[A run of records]
"""

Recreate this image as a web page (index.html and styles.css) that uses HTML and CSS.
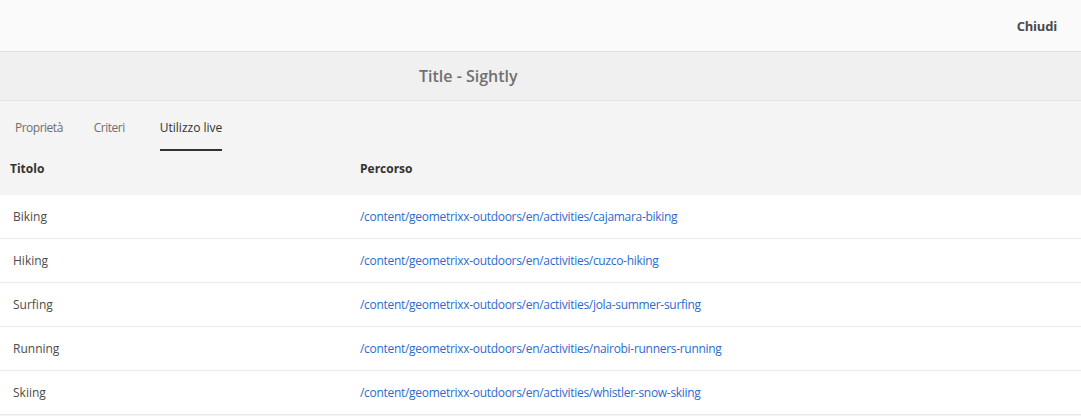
FILE: index.html
```html
<!DOCTYPE html>
<html lang="it">
<head>
<meta charset="utf-8">
<title>Title - Sightly</title>
<link rel="stylesheet" href="styles.css">
</head>
<body>
<header class="topbar">
  <button class="close-btn">Chiudi</button>
</header>
<div class="titlebar">
  <h1 class="title">Title - Sightly</h1>
</div>
<main class="content">
  <nav class="tabs">
    <a class="tab">Proprietà</a>
    <a class="tab">Criteri</a>
    <a class="tab active">Utilizzo live</a>
  </nav>
  <table class="usage">
    <thead>
      <tr><th class="col-title">Titolo</th><th>Percorso</th></tr>
    </thead>
    <tbody>
      <tr><td>Biking</td><td><a class="path">/content/geometrixx-outdoors/en/activities/cajamara-biking</a></td></tr>
      <tr><td>Hiking</td><td><a class="path">/content/geometrixx-outdoors/en/activities/cuzco-hiking</a></td></tr>
      <tr><td>Surfing</td><td><a class="path">/content/geometrixx-outdoors/en/activities/jola-summer-surfing</a></td></tr>
      <tr><td>Running</td><td><a class="path">/content/geometrixx-outdoors/en/activities/nairobi-runners-running</a></td></tr>
      <tr><td>Skiing</td><td><a class="path">/content/geometrixx-outdoors/en/activities/whistler-snow-skiing</a></td></tr>
    </tbody>
  </table>
</main>
</body>
</html>
```
FILE: styles.css
```css
* { box-sizing: border-box; }
html, body { margin: 0; padding: 0; }
body {
  font-family: "Open Sans", "Noto Sans", sans-serif;
  background: #f4f4f4;
  color: #323232;
  width: 1081px;
  height: 416px;
  overflow: hidden;
}
.topbar {
  height: 52px;
  background: #fafafa;
  border-bottom: 1px solid #e1e1e1;
  display: flex;
  justify-content: flex-end;
  align-items: center;
  padding-right: 24px;
}
.close-btn {
  font-family: inherit;
  font-size: 13px;
  font-weight: 700;
  color: #4b4b4b;
  background: none;
  border: 0;
  padding: 0;
  margin-top: 1px;
  letter-spacing: -0.2px;
}
.titlebar {
  height: 49px;
  background: #f0f0f0;
  border-bottom: 1px solid #e1e1e1;
  display: flex;
  align-items: center;
  padding-left: 419px;
}
.title {
  margin: 0;
  font-size: 16px;
  font-weight: 600;
  color: #707070;
  letter-spacing: 0;
}
.content { background: #f4f4f4; }
.tabs {
  display: flex;
  height: 50px;
  padding-left: 15px;
}
.tab {
  font-size: 12px;
  color: #6e6e6e;
  display: flex;
  align-items: center;
  padding-top: 4px;
  border-bottom: 2px solid transparent;
  letter-spacing: -0.5px;
}
.tab + .tab { margin-left: 31px; }
.tab.active {
  margin-left: 35px;
  color: #323232;
  border-bottom-color: #323232;
  letter-spacing: 0;
}
.usage {
  width: 100%;
  border-collapse: separate;
  border-spacing: 0;
}
.usage th {
  text-align: left;
  font-size: 12px;
  font-weight: 700;
  color: #323232;
  height: 44px;
  padding: 0 0 9px 10px;
}
.usage th.col-title { width: 350px; }
.usage td {
  height: 44px;
  background: #fff;
  border-bottom: 1px solid #ebebeb;
  font-size: 12px;
  color: #4b4b4b;
  padding: 0 0 0 13px;
}
.usage td + td { padding-left: 10px; }
.path {
  color: #2d6bcc;
  letter-spacing: -0.3px;
}
```
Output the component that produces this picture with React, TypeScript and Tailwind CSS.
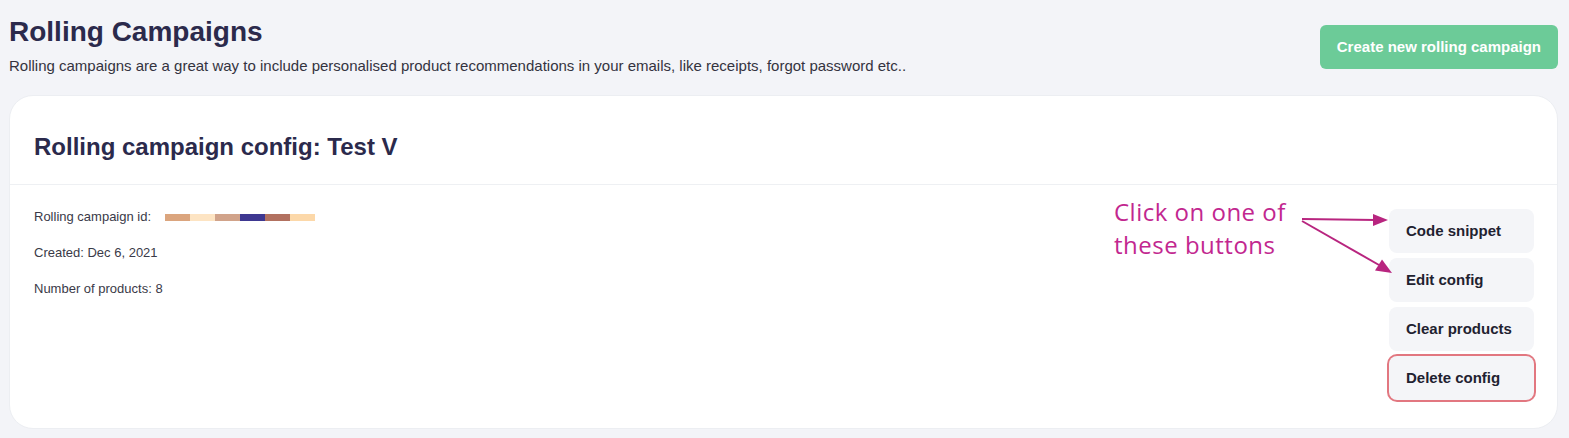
import React from "react";

const idSegments = ["bg-[#dba57e]", "bg-[#fde4c3]", "bg-[#d1a38a]", "bg-[#3e3891]", "bg-[#b27160]", "bg-[#fcd8a9]"];

const actions = ["Code snippet", "Edit config", "Clear products"];

function ActionButton({ label, danger }: { label: string; danger?: boolean }) {
  return (
    <button
      className={
        "h-11 w-[145px] rounded-lg bg-[#f4f5f8] pl-[17px] text-left text-[15px] font-bold text-[#1f2230] " +
        (danger ? "ring-2 ring-[#e27780]" : "")
      }
    >
      {label}
    </button>
  );
}

function Annotation() {
  return (
    <div className="pointer-events-none absolute left-[1104px] top-[10px] w-[300px] h-[94px]">
      <p className="font-['Open_Sans',sans-serif] text-[24px] font-medium leading-[33px] tracking-[0.5px] text-[#c2278f]">
        Click on one of
        <br />
        these buttons
      </p>
      <svg className="absolute left-0 top-0" width="300" height="94" viewBox="0 0 300 94">
        <line x1="188" y1="24" x2="262" y2="25" stroke="#b8257f" strokeWidth="2" />
        <polygon points="259,19 274,25 259,31" fill="#b8257f" />
        <line x1="188" y1="26" x2="265" y2="70" stroke="#b8257f" strokeWidth="2" />
        <polygon points="261,75.5 278,78 268,64.5" fill="#b8257f" />
      </svg>
    </div>
  );
}

export default function App() {
  return (
    <div className="min-h-screen bg-[#f3f4f8] pl-[9px] pr-[11px] font-['Liberation_Sans',Arial,sans-serif]">
      <div className="flex items-start justify-between">
        <div className="pt-4">
          <h1 className="text-[28px] leading-8 font-bold text-[#2b2a4c]">Rolling Campaigns</h1>
          <p className="mt-2 text-[15px] leading-5 text-[#333340]">
            Rolling campaigns are a great way to include personalised product recommendations in your emails, like receipts, forgot password etc..
          </p>
        </div>
        <button className="mt-[25px] h-11 rounded-md bg-[#6ccb98] px-[17px] text-[15px] font-bold text-white">
          Create new rolling campaign
        </button>
      </div>

      <div className="mt-[19px] rounded-3xl border border-[#eceef2] bg-white">
        <div className="border-b border-[#eef0f3] px-6 pt-[35px] pb-[21px]">
          <h2 className="text-[24px] leading-8 font-bold text-[#2b2a4c]">Rolling campaign config: Test V</h2>
        </div>
        <div className="relative flex justify-between pl-6 pr-[23px] pt-6 pb-7">
          <div className="flex flex-col gap-5 text-[13px] leading-4 text-[#3a3a48]">
            <div className="flex items-center gap-[14px]">
              <span>Rolling campaign id:</span>
              <span className="flex h-[7px]">
                {idSegments.map((c, i) => (
                  <span key={i} className={"h-full w-[25px] " + c} />
                ))}
              </span>
            </div>
            <span>Created: Dec 6, 2021</span>
            <span>Number of products: 8</span>
          </div>
          <div className="flex flex-col gap-[5px]">
            {actions.map((a) => (
              <ActionButton key={a} label={a} />
            ))}
            <ActionButton label="Delete config" danger />
          </div>
          <Annotation />
        </div>
      </div>
    </div>
  );
}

"""

### WHAT THE TASK ASKS
Give the number of lines in the entries above that include the string "this". No other output is expected.

### FULL OUTPUT
2